# [WHAT YOU NEED TO DO]
Which lines contain the string "this"? Please list every one of them.

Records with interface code
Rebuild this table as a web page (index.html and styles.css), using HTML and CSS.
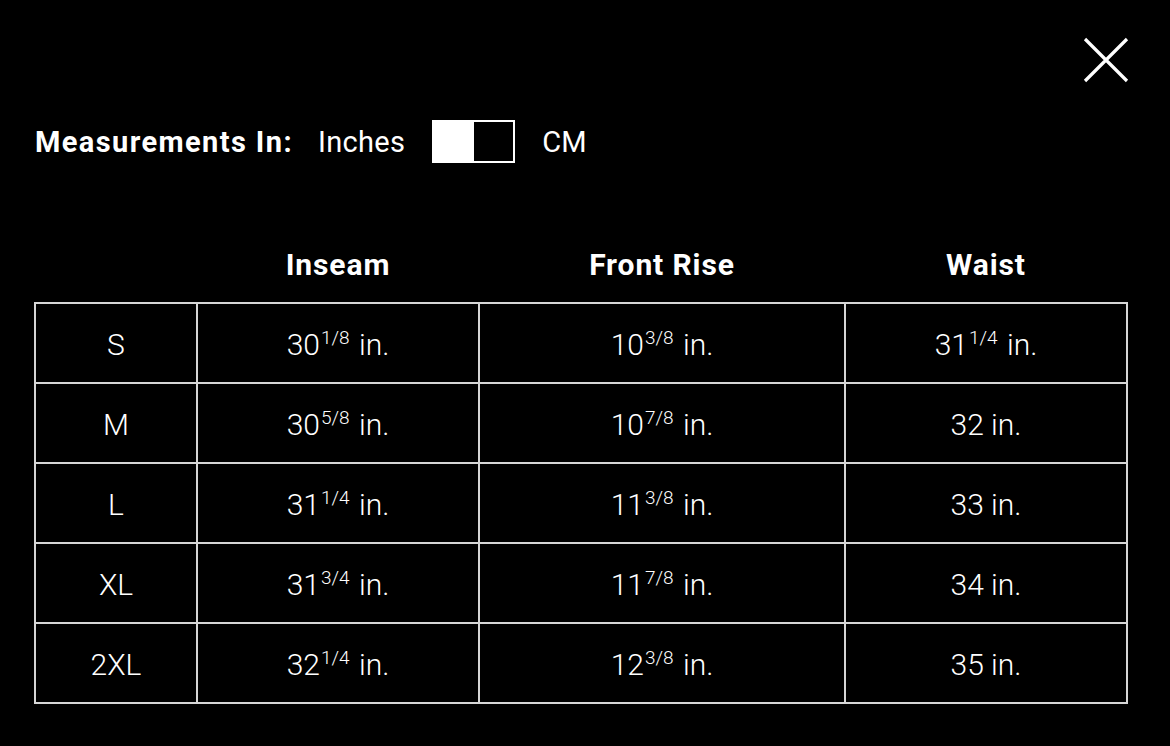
FILE: index.html
```html
<!DOCTYPE html>
<html>
<head>
<meta charset="utf-8">
<link rel="stylesheet" href="styles.css">
</head>
<body>
<div class="modal">
  <div class="topbar">
    <button class="close" aria-label="Close">
      <svg width="46" height="46" viewBox="0 0 46 46"><path d="M2 2 L44 44 M44 2 L2 44" stroke="#fff" stroke-width="3.2" fill="none"/></svg>
    </button>
  </div>
  <div class="units">
    <span class="units-label">Measurements In:</span>
    <span class="unit">Inches</span>
    <span class="toggle"><span class="knob"></span></span>
    <span class="unit">CM</span>
  </div>
  <table class="sizes">
    <colgroup>
      <col class="c1"><col class="c2"><col class="c3"><col class="c4">
    </colgroup>
    <thead>
      <tr><th></th><th>Inseam</th><th>Front Rise</th><th>Waist</th></tr>
    </thead>
    <tbody>
      <tr><td>S</td><td>30<sup>1/8</sup> in.</td><td>10<sup>3/8</sup> in.</td><td>31<sup>1/4</sup> in.</td></tr>
      <tr><td>M</td><td>30<sup>5/8</sup> in.</td><td>10<sup>7/8</sup> in.</td><td>32 in.</td></tr>
      <tr><td>L</td><td>31<sup>1/4</sup> in.</td><td>11<sup>3/8</sup> in.</td><td>33 in.</td></tr>
      <tr><td>XL</td><td>31<sup>3/4</sup> in.</td><td>11<sup>7/8</sup> in.</td><td>34 in.</td></tr>
      <tr><td>2XL</td><td>32<sup>1/4</sup> in.</td><td>12<sup>3/8</sup> in.</td><td>35 in.</td></tr>
    </tbody>
  </table>
</div>
</body>
</html>
```
FILE: styles.css
```css
html, body {
  margin: 0;
  padding: 0;
  background: #000;
  color: #fff;
  font-family: Roboto, "Liberation Sans", sans-serif;
}
.modal {
  width: 1170px;
  height: 746px;
  box-sizing: border-box;
  padding: 0 41px 0 34px;
}
.topbar {
  display: flex;
  justify-content: flex-end;
  padding-top: 37px;
}
.close {
  background: none;
  border: 0;
  padding: 0;
  width: 46px;
  height: 46px;
  cursor: pointer;
  display: block;
}
.close svg { display: block; }
.units {
  display: flex;
  align-items: center;
  margin-top: 37px;
  height: 43px;
  padding-left: 1px;
}
.units-label {
  font-weight: 700;
  font-size: 29px;
  letter-spacing: 1.4px;
  margin-right: 25px;
}
.unit {
  font-size: 29px;
  font-weight: 400;
  letter-spacing: 0.3px;
}
.toggle {
  width: 83px;
  height: 43px;
  box-sizing: border-box;
  border: 2px solid #fff;
  margin: 0 27px;
  display: flex;
}
.knob {
  width: 40px;
  height: 100%;
  background: #fff;
}
.sizes {
  margin-top: 56px;
  border-collapse: collapse;
  table-layout: fixed;
  width: 1094px;
}
.c1 { width: 162px; }
.c2 { width: 282px; }
.c3 { width: 366px; }
.c4 { width: 282px; }
.sizes th {
  font-weight: 700;
  font-size: 30px;
  letter-spacing: 0.9px;
  height: 76px;
  padding: 7px 0 0;
  text-align: center;
  vertical-align: middle;
}
.sizes td {
  border: 2px solid #d6d6d6;
  height: 75px;
  padding: 3px 0 0;
  text-align: center;
  vertical-align: middle;
  font-size: 30px;
  font-weight: 300;
}
.sizes sup {
  font-size: 19px;
  vertical-align: 0;
  position: relative;
  top: -11px;
  margin-left: 1px;
  margin-right: 2px;
}
```
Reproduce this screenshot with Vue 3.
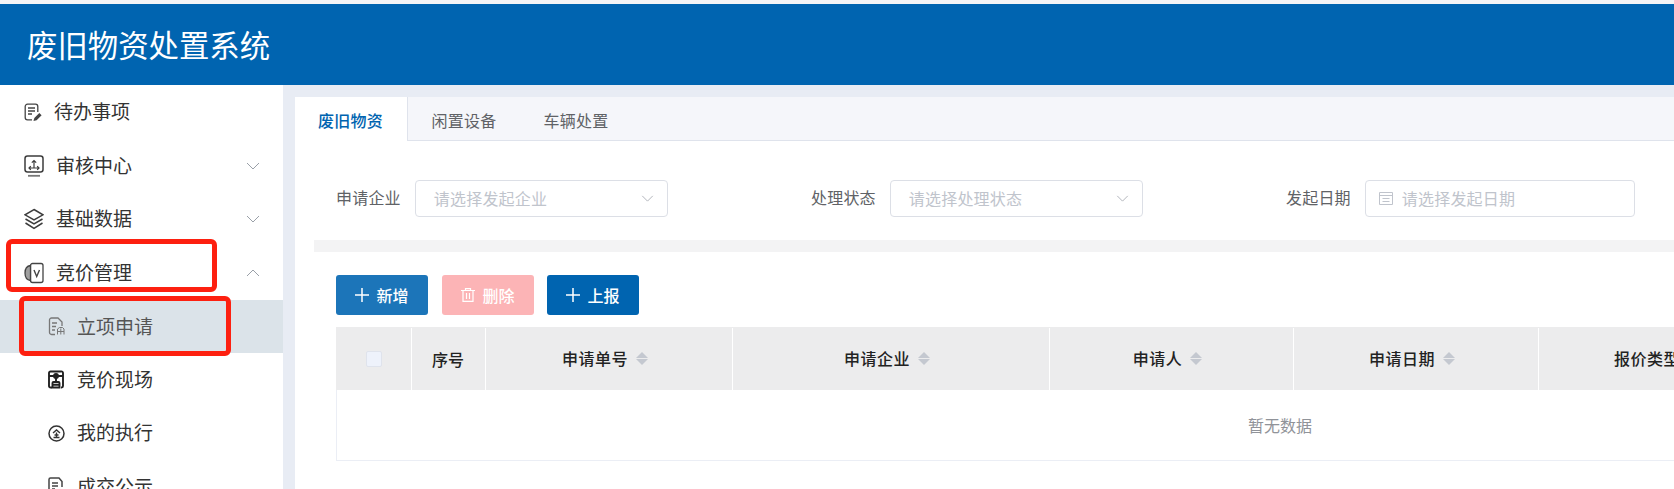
<script setup>
const cols = [
  { label: '申请单号', w: 247 },
  { label: '申请企业', w: 317 },
  { label: '申请人', w: 244 },
  { label: '申请日期', w: 245 },
  { label: '报价类型', w: 245 }
]
</script>

<template>
  <div class="page">
    <header class="top"><h1>废旧物资处置系统</h1></header>
    <div class="body">
      <aside class="side">
        <div class="item">
          <svg class="ic" viewBox="0 0 18 18" fill="none" stroke="#444" stroke-width="1.300"><path d="M8 16.800H3.500A2.300 2.300 0 0 1 1.200 14.500V3.500A2.300 2.300 0 0 1 3.500 1.200h8A2.300 2.300 0 0 1 13.800 3.500V9"/><path d="M4 5h7M4 8h7M4 11h4"/><path d="M9.500 18l.8-3 5-5 2.300 2.200-5 5z" fill="#444" stroke="none"/></svg>
          <span class="tx">待办事项</span>
        </div>
        <div class="item">
          <svg class="ic wide" viewBox="0 0 20 22" fill="none" stroke="#3c3c3c" stroke-width="1.500"><rect x="1" y="1" width="18" height="16" rx="2.500"/><path d="M4 20.800h12" stroke-width="1.800" stroke="#777"/><path d="M10 13V5.500M7.800 7.700 10 5.500l2.200 2.200M5 13h10M6.800 11.200 5 13l1.800 1.800M13.200 11.200 15 13l-1.800 1.800" stroke-width="1.200"/></svg>
          <span class="tx">审核中心</span>
          <svg class="chev" viewBox="0 0 14 8" fill="none" stroke="#9aa0a8" stroke-width="1"><path d="M1 1l6 6 6-6"/></svg>
        </div>
        <div class="item">
          <svg class="ic wide" viewBox="0 0 20 22" fill="none" stroke="#3c3c3c" stroke-width="1.500"><path d="M10 1.500 19 6.800 10 12 1 6.800z"/><path d="M1.500 11 10 16l8.500-5M1.500 15 10 20.300 18.500 15"/></svg>
          <span class="tx">基础数据</span>
          <svg class="chev" viewBox="0 0 14 8" fill="none" stroke="#9aa0a8" stroke-width="1"><path d="M1 1l6 6 6-6"/></svg>
        </div>
        <div class="item">
          <svg class="ic wide" viewBox="0 0 20 22" fill="none" stroke="#444" stroke-width="1.300"><rect x="6.500" y="1.500" width="12.500" height="19" rx="2"/><path d="M6.500 3.500C3 4 1 7 1 11s2 7 5.500 7.500V3.500z" fill="#a0a0a0"/><path d="M10 8l2.700 6.500L15.500 8" stroke-width="1.400"/></svg>
          <span class="tx">竞价管理</span>
          <svg class="chev" viewBox="0 0 14 8" fill="none" stroke="#9aa0a8" stroke-width="1"><path d="M1 7l6-6 6 6"/></svg>
        </div>
        <div class="item sub active">
          <svg class="ic" viewBox="0 0 17 19" fill="none" stroke="#777" stroke-width="1.300"><path d="M7 17.500H3.500A2 2 0 0 1 1.500 15.500V3A2 2 0 0 1 3.500 1h6.500l4 4v4"/><path d="M4 6h5M4 9.500h4M4 13h3"/><path d="M9.500 17.500V12l2-1.500h3l1.500 1.500v5.500M12.800 11.500v6M9.500 14.500h6.500" stroke-width="1"/></svg>
          <span class="tx">立项申请</span>
        </div>
        <div class="item sub">
          <svg class="ic" viewBox="0 0 17 19" fill="none" stroke="#222" stroke-width="1.900"><path d="M4 17.500H2.500A1.500 1.500 0 0 1 1 16V3a1.500 1.500 0 0 1 1.500-1.500h10.500A1.500 1.500 0 0 1 15 3v13a1.500 1.500 0 0 1-1.500 1.500H13M1 6h14"/><circle cx="8" cy="6" r="2" fill="#222"/><path d="M4.500 17.500v-4.500a1 1 0 0 1 1-1h5a1 1 0 0 1 1 1v4.500zM4.500 14.800h7M8 8v4"/></svg>
          <span class="tx">竞价现场</span>
        </div>
        <div class="item sub">
          <svg class="ic" viewBox="0 0 17 19" fill="none" stroke="#333" stroke-width="1.500"><circle cx="8.500" cy="9.500" r="7.500"/><path d="M5 9l3.500-3L12 9M8.500 8.500v5M5.500 13.500h6M6.500 11h4" stroke-width="1.400"/></svg>
          <span class="tx">我的执行</span>
        </div>
        <div class="item sub">
          <svg class="ic" viewBox="0 0 17 19" fill="none" stroke="#444" stroke-width="1.500"><path d="M7 18H2.500A1.500 1.500 0 0 1 1 16.500V2.500A1.500 1.500 0 0 1 2.500 1h8.500l3 3.500V10"/><path d="M4 6h6M4 9h6M4 12h3M9 16h7"/></svg>
          <span class="tx">成交公示</span>
        </div>
      </aside>
      <div class="gutter">
        <main class="card">
          <nav class="tabs">
            <a class="tab on">废旧物资</a>
            <a class="tab">闲置设备</a>
            <a class="tab">车辆处置</a>
          </nav>
          <form class="filters" @submit.prevent>
            <label class="field">
              <span class="lab">申请企业</span>
              <span class="input sel"><em>请选择发起企业</em>
                <svg class="arrow" viewBox="0 0 14 8" fill="none" stroke="#a8acb4" stroke-width="1"><path d="M1 1l6 6 6-6"/></svg>
              </span>
            </label>
            <label class="field">
              <span class="lab">处理状态</span>
              <span class="input sel"><em>请选择处理状态</em>
                <svg class="arrow" viewBox="0 0 14 8" fill="none" stroke="#a8acb4" stroke-width="1"><path d="M1 1l6 6 6-6"/></svg>
              </span>
            </label>
            <label class="field">
              <span class="lab">发起日期</span>
              <span class="input date">
                <svg class="cal" viewBox="0 0 14 14" fill="none" stroke="#c0c4cc" stroke-width="1"><path d="M.5 1.500h13v12H.5zM.5 4.500h13M3.500 7.500h7M3.500 10.500h7"/></svg>
                <em>请选择发起日期</em>
              </span>
            </label>
          </form>
          <div class="band"></div>
          <div class="actions">
            <button class="btn add" type="button"><svg class="bi" viewBox="0 0 14 14" stroke="currentColor" stroke-width="1.500"><path d="M7 0v14M0 7h14"/></svg>新增</button>
            <button class="btn del" type="button"><svg class="bi" viewBox="0 0 14 14" fill="none" stroke="currentColor" stroke-width="1.200"><path d="M0 2.500h14M4.500 2.500V.6h5v1.900M2 2.500V13.400h10V2.500M5.500 5v6M8.500 5v6"/></svg>删除</button>
            <button class="btn rep" type="button"><svg class="bi" viewBox="0 0 14 14" stroke="currentColor" stroke-width="1.500"><path d="M7 0v14M0 7h14"/></svg>上报</button>
          </div>
          <div class="table">
            <div class="thead">
              <div class="th chk"><i class="box"></i></div>
              <div class="th no">序号</div>
              <div v-for="c in cols" :key="c.label" class="th sortable" :style="{ flexBasis: c.w + 'px' }">
                <span class="name">{{ c.label }}</span>
                <span class="sort"><i class="up"></i><i class="down"></i></span>
              </div>
            </div>
            <div class="empty"><span>暂无数据</span></div>
          </div>
        </main>
      </div>
    </div>
    <div class="mark m1"></div>
    <div class="mark m2"></div>
  </div>
</template>

<style>
html, body { margin: 0; background: #fff; }
</style>

<style scoped>
.page {
  position: relative;
  width: 1674px;
  height: 489px;
  overflow: hidden;
  padding-top: 4px;
  box-sizing: border-box;
  font-family: "Noto Sans CJK SC", "Noto Sans", sans-serif;
  background: #f4f4f6;
}
.top {
  height: 81px;
  background: #0064b0;
  display: flex;
  align-items: center;
  padding-left: 27px;
}
h1 { margin: 0; font-size: 30.4px; font-weight: 400; color: #fff; line-height: 1; }
.body { display: flex; height: 404px; }
.side { width: 283px; flex: none; background: #fff; overflow: hidden; padding-top: 0.5px; box-sizing: border-box; }
.item {
  height: 53.5px;
  display: flex;
  align-items: center;
  padding-left: 24px;
  font-size: 19px;
  color: #333;
}
.ic { width: 18px; height: 18px; flex: none; margin-right: 12px; }
.ic.wide { width: 20px; height: 22px; margin-right: 12px; }
.tx { flex: 1; line-height: 1; padding-bottom: 3px; }
.active .tx { padding-bottom: 2px; }
.chev { width: 14px; height: 8px; margin-right: 23px; flex: none; }
.sub { padding-left: 48px; }
.sub .ic { width: 17px; height: 19px; margin-right: 12px; }
.active { background: #dbe3e9; color: #555; }
.gutter { flex: 1; background: #e8ecf4; padding: 12px 0 0 12px; min-width: 0; }
.card { background: #fff; height: 392px; overflow: hidden; }
.tabs { display: flex; height: 44px; background: #f5f6fa; border-bottom: 1px solid #dfe3ec; box-sizing: border-box; }
.tab { width: 112px; text-align: center; line-height: 46px; font-size: 16px; color: #606266; letter-spacing: 0.2px; }
.tab.on { text-indent: -1px; background: #fff; color: #0064b0; font-weight: 500; border-right: 1px solid #dfe3ec; height: 44px; }
.filters { display: flex; gap: 42px; height: 99px; padding: 39px 0 0 41px; box-sizing: border-box; }
.field { display: flex; align-items: flex-start; flex: none; width: 433px; }
.lab { font-size: 16px; color: #606266; line-height: 35px; margin-right: 14px; letter-spacing: 0.2px; }
.input {
  height: 37px;
  box-sizing: border-box;
  border: 1px solid #dcdfe6;
  border-radius: 4px;
  display: flex;
  align-items: center;
  font-size: 16px;
  padding-bottom: 1px;
}
.input em { font-style: normal; color: #c0c4cc; line-height: 1; letter-spacing: 0.2px; }
.sel { width: 253px; padding-left: 18px; justify-content: space-between; }
.arrow { width: 13px; height: 7px; margin-right: 13px; }
.date { width: 270px; padding-left: 13px; }
.cal { width: 14px; height: 14px; margin-right: 9px; }
.band { height: 12px; margin-left: 19px; background: #f3f3f4; }
.actions { display: flex; gap: 14px; padding: 23px 0 12px 41px; }
.rep { margin-left: -1px; }
.btn {
  width: 92px;
  height: 40px;
  border: 0;
  border-radius: 3px;
  color: #fff;
  font: inherit;
  font-size: 16px;
  font-weight: 500;
  display: flex;
  align-items: center;
  justify-content: center;
  gap: 7px;
  padding: 0;
}
.bi { width: 14px; height: 14px; }
.add { background: #1c75b9; }
.del { background: #fcb4b6; }
.rep { background: #0064b0; }
.table { margin-left: 41px; width: 1888px; border: 1px solid #ebeef5; border-top: 0; box-sizing: border-box; }
.thead { display: flex; height: 63px; background: #ececed; margin-left: -1px; }
.th {
  flex: 0 0 auto;
  border-left: 1px solid #fff;
  box-sizing: border-box;
  display: flex;
  align-items: center;
  justify-content: center;
  font-size: 16px;
  font-weight: 500;
  color: #222;
  margin-top: 1px;
}
.sortable { padding-right: 8px; padding-bottom: 2px; }
.name { letter-spacing: 0.5px; margin-right: 8px; }
.chk { width: 75px; border-left: 0; }
.no { width: 74px; padding-right: 1px; }
.box { width: 16px; height: 16px; border: 1px solid #dfe3ec; background: #eef2fb; border-radius: 2px; box-sizing: border-box; }
.sort { display: flex; flex-direction: column; gap: 1px; }
.sort i { width: 0; height: 0; border: 6px solid transparent; border-top-width: 0; border-bottom-width: 0; }
.up { border-bottom: 6px solid #c4c8d0 !important; }
.down { border-top: 6px solid #c4c8d0 !important; }
.empty { height: 70px; display: flex; align-items: center; justify-content: center; font-size: 16px; color: #909399; }
.mark { position: absolute; border: 5px solid #fd2010; border-radius: 6px; box-sizing: border-box; pointer-events: none; }
.m1 { left: 6px; top: 239px; width: 211px; height: 53px; }
.m2 { left: 19px; top: 296px; width: 212px; height: 60px; }
</style>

# [SOLUTION]
Rebuild this table as a web page (index.html and styles.css), using HTML and CSS.
Reproduce this screenshot with Vue 3.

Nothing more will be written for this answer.